Starting from the idea that at least two people are the basic unit of socio-political community, my aim is to explore the duet, trio or small group formation as a basic level of affective-physical space for the application of care practice that can be artistically communicated. Besides the the research for discourse references – books, texts, lectures, documentaries, historic storytelling in relation to the topic of care and community, my further aim is to try-out specific performative models and choreographic procedures of conversation and sharing experiences with people about their experiences of modern working conditions, life, and ideas of community. The goal of these performative models is to: map people’s attitudes towards these topics on a physical level (through body gestures, postures, reactions, voice color, breathing, etc.); to continue analyzing choreographically the social relations among body movements creating specific patterns of behavior and the embodiment and definition of today’s affective space of care between (at least) two bodies, as a practice that can be further developed with the collective (audience); And, to rethink an individual in a community, what a community is, and how are the relational and connective spaces between individuals lived, experienced, understood.

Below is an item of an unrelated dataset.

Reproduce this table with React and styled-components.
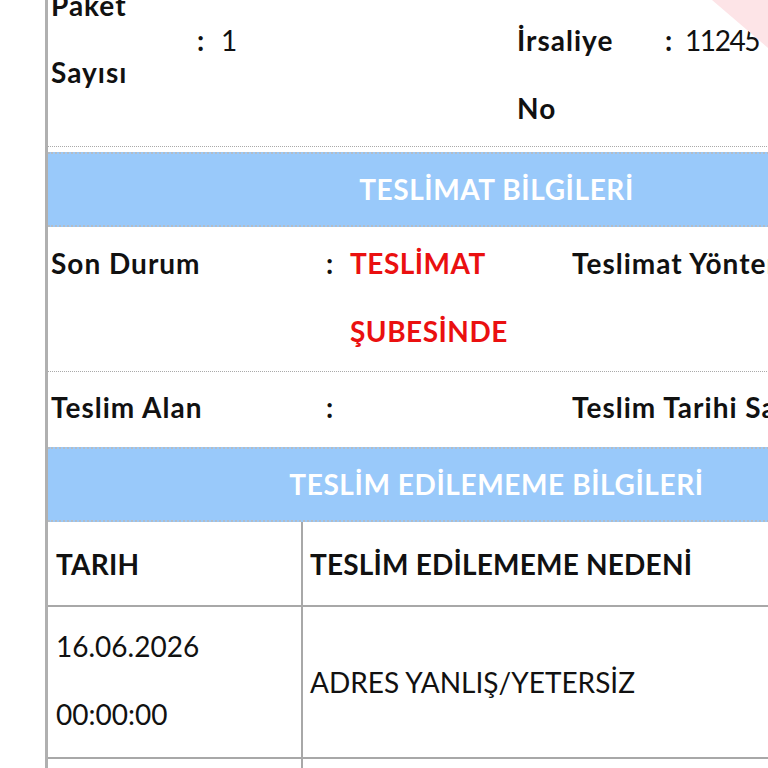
import React from "react";
import styled, { createGlobalStyle } from "styled-components";

const GlobalStyle = createGlobalStyle`
  html, body { margin: 0; padding: 0; background: #ffffff; overflow: hidden; }
  body { font-family: Lato, "Noto Sans", sans-serif; color: #111111; }
`;

const Viewport = styled.div`
  position: relative;
  width: 768px;
  height: 768px;
  overflow: hidden;
  background: #ffffff;
`;

const Page = styled.div`
  margin: -34px 0 0 45px;
  width: 897px;
  border-left: 3px solid #b0b0b0;
  font-size: 28px;
  line-height: 68px;
`;

const SummaryRow = styled.div`
  display: grid;
  grid-template-columns: 146px 320px 148px 1fr;
  align-items: start;
  min-height: 180px;
  border-bottom: 1px dotted #a9a9a9;
`;

const DetailRow = styled.div`
  display: grid;
  grid-template-columns: 275px 246px 1fr;
  align-items: start;
  padding: ${(p) => p.$pad};
  border-bottom: ${(p) => (p.$last ? "none" : "1px dotted #a9a9a9")};
`;

const Label = styled.div`
  font-weight: 700;
  letter-spacing: 1px;
  padding: ${(p) => p.$top || 0}px 0 0 3px;
  line-height: ${(p) => p.$lh || 68}px;
  white-space: nowrap;
`;

const Value = styled.div`
  display: flex;
  padding: ${(p) => p.$top || 0}px 0 0 3px;
  font-weight: ${(p) => (p.$bold ? 700 : 400)};
  letter-spacing: ${(p) => (p.$bold ? "0.5px" : "0")};
  color: ${(p) => p.$color || "#111111"};
`;

const Colon = styled.span`
  flex: none;
  width: ${(p) => p.$w || 24}px;
  font-weight: 700;
  letter-spacing: 0;
  color: #111111;
`;

const ValueText = styled.span`
  white-space: ${(p) => (p.$wrap ? "normal" : "nowrap")};
  letter-spacing: ${(p) => (p.$tight ? "-1.4px" : "inherit")};
`;

const SectionHeader = styled.div`
  margin-top: ${(p) => p.$gap}px;
  height: 71px;
  line-height: 71px;
  background: #99c9fa;
  border-top: 2px dotted #b3bcc6;
  border-bottom: 2px dotted #b3bcc6;
  color: #ffffff;
  font-weight: 700;
  text-align: center;
  letter-spacing: 0.6px;
`;

const Table = styled.div`
  display: grid;
  grid-template-columns: 255px 1fr;
`;

const Cell = styled.div`
  display: flex;
  flex-direction: column;
  justify-content: center;
  min-height: ${(p) => p.$h}px;
  padding: ${(p) => p.$pad};
  border-right: ${(p) => (p.$first ? "2px solid #a8a8a8" : "none")};
  border-bottom: 2px solid #a8a8a8;
  font-weight: ${(p) => (p.$head ? 700 : 400)};
  letter-spacing: ${(p) => (p.$head ? "0.2px" : "0")};
  box-sizing: border-box;
`;

const Ribbon = styled.svg`
  position: absolute;
  top: 0;
  right: 0;
  width: 60px;
  height: 52px;
`;

export default function App() {
  return (
    <Viewport>
      <GlobalStyle />
      <Page>
        <SummaryRow>
          <Label $top={6} $lh={67}>
            Paket
            <br />
            Sayısı
          </Label>
          <Value $top={40}>
            <Colon>:</Colon>
            <ValueText>1</ValueText>
          </Value>
          <Label $top={40}>
            İrsaliye
            <br />
            No
          </Label>
          <Value $top={40}>
            <Colon $w={20}>:</Colon>
            <ValueText $tight>11245</ValueText>
          </Value>
        </SummaryRow>

        <SectionHeader $gap={5}>TESLİMAT BİLGİLERİ</SectionHeader>

        <DetailRow $pad="2px 0 6px 0">
          <Label>Son Durum</Label>
          <Value $bold $color="#ea1010">
            <Colon>:</Colon>
            <ValueText $wrap>TESLİMAT ŞUBESİNDE</ValueText>
          </Value>
          <Label>Teslimat Yöntemi</Label>
        </DetailRow>
        <DetailRow $pad="1px 0 5px 0" $last>
          <Label>Teslim Alan</Label>
          <Value>
            <Colon>:</Colon>
            <ValueText></ValueText>
          </Value>
          <Label>Teslim Tarihi Saati</Label>
        </DetailRow>

        <SectionHeader $gap={1}>TESLİM EDİLEMEME BİLGİLERİ</SectionHeader>

        <Table>
          <Cell $first $head $h={85} $pad="0 8px">
            TARIH
          </Cell>
          <Cell $head $h={85} $pad="0 7px">
            TESLİM EDİLEMEME NEDENİ
          </Cell>
          <Cell $first $h={152} $pad="4px 8px 8px 8px">
            <span>16.06.2026</span>
            <span>00:00:00</span>
          </Cell>
          <Cell $h={152} $pad="0 7px">
            ADRES YANLIŞ/YETERSİZ
          </Cell>
          <Cell $first $h={120} $pad="0 8px">
            &nbsp;
          </Cell>
          <Cell $h={120} $pad="0 7px">
            &nbsp;
          </Cell>
        </Table>
      </Page>
      <Ribbon viewBox="0 0 60 52" aria-hidden="true">
        <polygon points="4,0 60,0 60,48" fill="#fde4e7" />
      </Ribbon>
    </Viewport>
  );
}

As mentioned abovr, these practices come from various principles and methods of physical, digital and kinetically-affective gathering.

One particular methodological focus in this research will also fall over the technique of unison or “sameness” as a performing mean of dance and a cultural-artistic practice with an important historical background: from multipurpose aesthetic-poetic application in works of art of different eras to a targeted ideological and technological tool for shaping the social body of different social orders (communism, fascism, capitalism, etc.). The aim in the choreographic sense is to study the space for creating a ’glitch’ to articulate differences on the affective, cognitive, physical level and thus, to articulate multiple identity changes as spaces of different social and physical powers and abilities (Marta Nussbaum) as a basis for our political, engaged and critical unity and coexistence today.